1 Day Noboribetsu Itinerary – What to do and see while in Noboribetsu, Hokkaido

This is my one day itinerary covering Noboribetsu. Noboribetsu is a small town strategically located between Sapporo and Hakodate and makes for a good layover for travellers going from one city to another. The town is rather quiet and laid back and the main attraction is to experience Hell’s valley, a place so desolate that it is befitting of Dante’s circles of hell. Join me as I experience walking in Hell’s own valley. Just before your mind  starts playing tricks on you, the Onsen dates back to the Edo period and only started to play up the hell theme now. The Onsen traditionally had no links to the demons and devils currently associated with it. But with all that sulphur smelling air, it does not require too much imagination to associate the place with hell.

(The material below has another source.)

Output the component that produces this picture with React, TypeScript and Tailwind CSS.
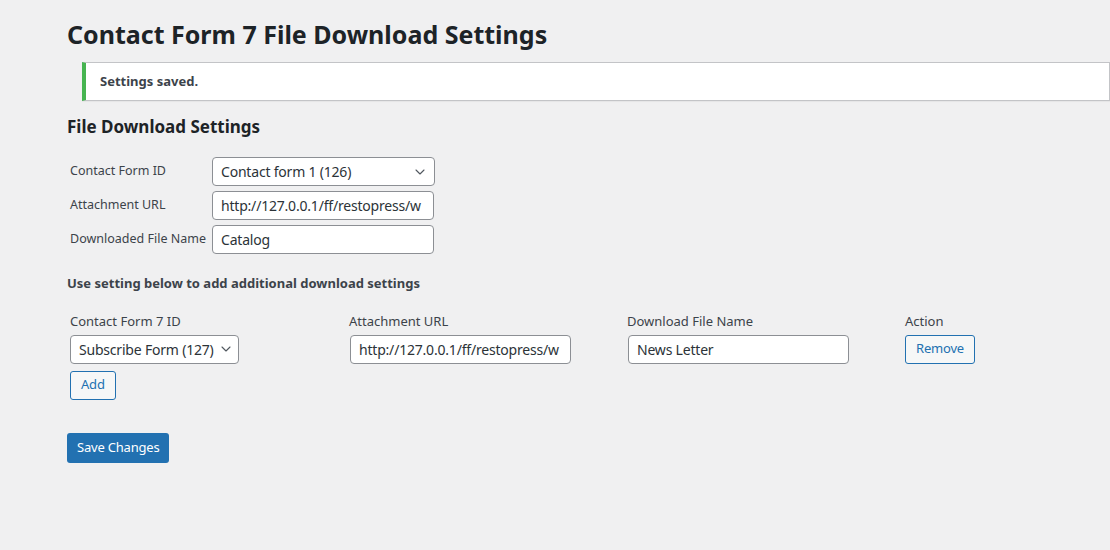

Getting to Noboribetsu Onsen

Noboribetsu can be reached by train from either Sapporo or Hakodate via the Hakodate line. The train ride will take approximately two hours from Hakodate. Once you get off at the station, exit the platform and head out of the station. Look out for the bus stop on your right. There is a regular bus service that takes you to the onsen area. The fare is 340 yen and operates in the same manner as the trams in Hakodate (perhaps a similar system across Japan? As to how it works, I covered it in my other post here). So prepare your coins! If you don’t have exact change, there is a coin exchange machine built into the same payment box. Drop your 500/50 yen coins into the coin slot to have it broken down into 100s/10s. Once you have your exact change, make the necessary payment.

However, unlike the trams in Hakodate, the numbers on this bus’ ticket don’t jump in order; it appears that some stops share a similar ticket number. This caused some confusion as we had the impression that we were still far from the Onsen when in fact we had actually reached. If it helps explain this better, the screen at the front of the bus would display the price payable for each ticket number. We had expected there to be at least 10 fares displayed before reaching Noboribetsu Onsen as it is the eleventh stop for that route (the 10 fares corresponding to the 10 earlier stops). Instead, only six to seven fares were shown. The only indication we had reached was the fact that the fare payable for our ticket had risen to 340 yen. Please take note of this!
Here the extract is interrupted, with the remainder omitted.